I have a turkey freezing in the garage.
Nothing to do with it.
In the neighborhood: good enough
This boarded-up door on 10th Street is the plumber's crack of handywork. I kind of love seeing the indifference of the workman, who's fine with getting the job done unbeautifully. I myself am like that about a lot of things, & come from a long line of women who throw stuff into the bathtub when unexpected guests arrive.
In the neighborhood: Be mighty!
Arise. Awake.
BEGIN AGAIN
I am once again enjoying walking around my neighborhood, seeing the creativity bursting out. All the anons pouring their passion into these posters & more.
Update: That phoenix poster isn't anonymous at all but was made by my old friend, the brilliant artist & printmaker Annie Silverman, who lives in Massachusetts.
Monday Quote
The French language is a woman. And that woman is so beautiful, so proud, so modest, so bold, so touching, so voluptuous, so chaste, so noble, so familiar, so mad, so wise, that one loves her with all one's soul and is never tempted to be unfaithful to her.
~ Anatole France (1844-1924), quoted by Ostler in Empires of the Word, who notes this as "characteristically self-conscious & self-regarding," I think of the French in general & not France in particular.
I feel like I am more immersed in English when I study other languages, & see their influence & variants. It's really such a silly thing to say. Unless you're French.
JFK
I remember I thought the girls on the playground were joking until they told the strict teacher. I remember we got out early. I remember running home, so scared for my country. I remember it was the day of the funeral of my mother's friend, Estelle Steinberg. I remember my mother almost crashing into another car when she threw up her hands when the news came on the car radio. I remember knowing that the other driver figured out later that day what had happened & how my mother was an anonymous part of her story forever after. I remember my mother gasping when Lee Harvey Oswald got shot on national TV. I remember how everyone in the Midwest imitated & enjoyed Kennedy's way of saying "vigah," which probably isn't the way anyone in Massachusetts really says it. I remember not believing places like New England or D.C. were real but not having doubts about Texas.
Poem of the Week
Tiny Instructive Poem
Between the cat & the fat
the claws & the jaws
all my clothes
are full of holes
A wedding in Cleveland
The most fun I ever don't quite remember having was at a Slovenian wedding in Cleveland in 1979. For years after, I'm told, people asked my friends about "that girl who danced" the polka without putting my feet down.
Dream job
My old dream job was to paint the George Washington Bridge.
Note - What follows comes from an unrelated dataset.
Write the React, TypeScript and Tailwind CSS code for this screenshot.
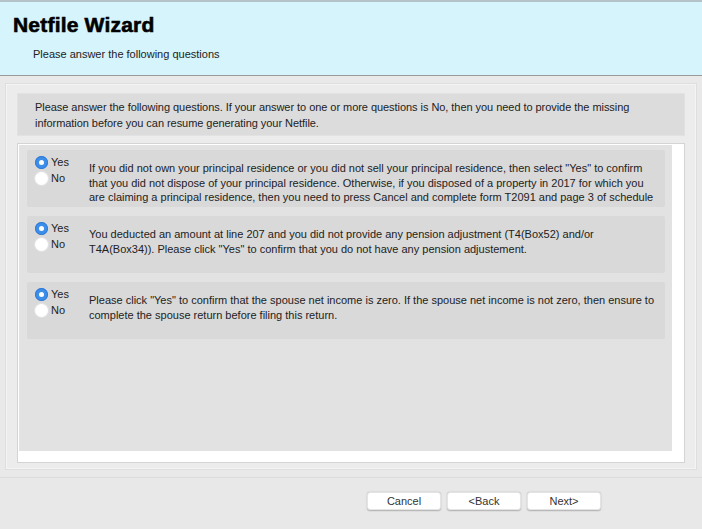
import React, { useState } from "react";

const questions = [
  {
    id: "residence",
    lines: [
      'If you did not own your principal residence or you did not sell your principal residence, then select "Yes" to confirm',
      "that you did not dispose of your principal residence. Otherwise, if you disposed of a property in 2017 for which you",
      "are claiming a principal residence, then you need to press Cancel and complete form T2091 and page 3 of schedule",
    ],
  },
  {
    id: "pension",
    lines: [
      "You deducted an amount at line 207 and you did not provide any pension adjustment (T4(Box52) and/or",
      'T4A(Box34)). Please click "Yes" to confirm that you do not have any pension adjustement.',
    ],
  },
  {
    id: "spouse",
    lines: [
      'Please click "Yes" to confirm that the spouse net income is zero. If the spouse net income is not zero, then ensure to',
      "complete the spouse return before filing this return.",
    ],
  },
];

const Radio = ({ checked, label, onClick }: { checked: boolean; label: string; onClick: () => void }) => (
  <button onClick={onClick} className="flex items-center gap-[3px] h-[16px] text-[11px] text-[#222]">
    {checked ? (
      <span className="w-[13px] h-[13px] rounded-full bg-[#3d8ee9] flex items-center justify-center shadow-[inset_0_0_0_1px_#2f7ad6]">
        <span className="w-[5px] h-[5px] rounded-full bg-white" />
      </span>
    ) : (
      <span className="w-[13px] h-[13px] rounded-full bg-white shadow-[0_0_0_1px_#e2e2e2]" />
    )}
    <span>{label}</span>
  </button>
);

const App = () => {
  const [answers, setAnswers] = useState<Record<string, boolean>>({
    residence: true,
    pension: true,
    spouse: true,
  });

  return (
    <div className="w-[702px] h-[529px] bg-[#e9e9e9] flex flex-col overflow-hidden" style={{ fontFamily: '"Liberation Sans", Arial, sans-serif' }}>
      {/* header */}
      <div className="h-[76px] bg-[#d5f4fc] border-t-2 border-t-[#b3c3c8] border-b border-b-[#9a9a9a] shrink-0">
        <h1 className="pl-[13px] pt-[10px] text-[21px] leading-[26px] font-bold text-black tracking-[0.2px] [-webkit-text-stroke:0.6px_black]">Netfile Wizard</h1>
        <p className="pl-[33px] pt-[8px] text-[11px] text-[#222]">Please answer the following questions</p>
      </div>

      {/* body */}
      <div className="flex-1 px-[5px] pt-[7px]">
        <div className="h-[387px] border border-[#dedede] bg-[#ececec] px-[11px] pt-[9px] shadow-[inset_0_0_0_1px_#f4f4f4]">
          <div className="h-[43px] bg-[#dcdcdc] border border-[#e2e2e2] pl-[17px] pt-[5px] text-[11px] leading-[16px] text-[#222] tracking-[-0.05px]">
            <div className="whitespace-nowrap">
              Please answer the following questions. If your answer to one or more questions is No, then you need to provide the missing
            </div>
            <div className="whitespace-nowrap">information before you can resume generating your Netfile.</div>
          </div>

          <div className="mt-[7px] h-[320px] bg-white border border-[#d4d4d4] pl-[1px] pt-[1px] pr-[12px] pb-[11px]">
            <div className="h-full bg-[#e2e2e2] flex flex-col gap-[9px] pl-[8px] pr-[7px] pt-[5px]">
              {questions.map((q) => (
                <div key={q.id} className="h-[57px] bg-[#d9d9d9] rounded-[2px] flex pl-[8px] pt-[4px]">
                  <div className="w-[54px] flex flex-col shrink-0">
                    <Radio checked={answers[q.id]} label="Yes" onClick={() => setAnswers({ ...answers, [q.id]: true })} />
                    <Radio checked={!answers[q.id]} label="No" onClick={() => setAnswers({ ...answers, [q.id]: false })} />
                  </div>
                  <div className="pt-[7px] text-[11px] leading-[14.5px] text-[#222]">
                    {q.lines.map((l, i) => (
                      <div key={i} className="whitespace-nowrap">{l}</div>
                    ))}
                  </div>
                </div>
              ))}
            </div>
          </div>
        </div>
      </div>

      {/* footer */}
      <div className="h-[52px] border-t border-[#dcdcdc] bg-[#e8e8e8] shrink-0 flex justify-end pr-[101px] pt-[14px] gap-[6px]">
        {["Cancel", "<Back", "Next>"].map((b) => (
          <button
            key={b}
            className="w-[74px] h-[18px] bg-white rounded-[3px] text-[11px] text-[#333] shadow-[0_0.5px_1.5px_rgba(0,0,0,0.25)] border border-[#e4e4e4]"
          >
            {b}
          </button>
        ))}
      </div>
    </div>
  );
};

export default App;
My new dream job is to stop people on the street & offer to recite their favorite poem.
Vegetarianism
I stopped being a vegetarian when I realized our chickens—this was when I was living in Maine—were dumber than carrots. I had no idea what criteria to use so I ate both vegetables & poultry. It now seems very urban that I used intelligence as the standard (I who had never been in a city at that point in my life). Should I eat my cat? He might be dumber than a salad, too. As am I, for that matter. Self-cannibalism? Is that a thing?
Monday Quote
It is hard to be finite on an infinite subject, & all subjects are infinite.
~ Herman Melville
Melville has the great quality of opening endless lines of thought in his writing while containing them completely. What a great trick! It proves that he's a poet. Alice Notley does the same thing.
Sunday, Sunday
Happy birthday, Ted Berrigan. I liked everything better when you were alive. I would have brought you a book & a pill today. You would look at me. You liked women, you liked poets, you liked life, but not enough. Instead today I sneezed & napped & studied Norwegian. It is what it is. As you said, whatever is going to happen is already happening.
I'm as corny as
I don't have the bandwidth at the moment to write at length about my attachment to corn. I can only say: This could be me!
Poem of the Week
Poem (I looked at you)
I looked at you
with the yellow eyes of memory
rosehips in the rain
We set off in a snowstorm
& came home to soup
& now we are old
what happened 40 years ago
that is still & never –
how is it I can swim in a whale's vein
And still not find my way
to log cabin,
fir & birch
Veterans Day
Armistice Night! That night would be remembered down nnumbered generations. Whilst one lived that had seen it the question would be asked: What did you do on Armistice Night? .... [from Parade's End, by Ford Madox Ford]
Did they feel jubilant & triumphant when the Great War ended? Or simply exhausted & relieved. Perhaps regretful at the huge waste. The world changes in an instant after an agony of dread & death.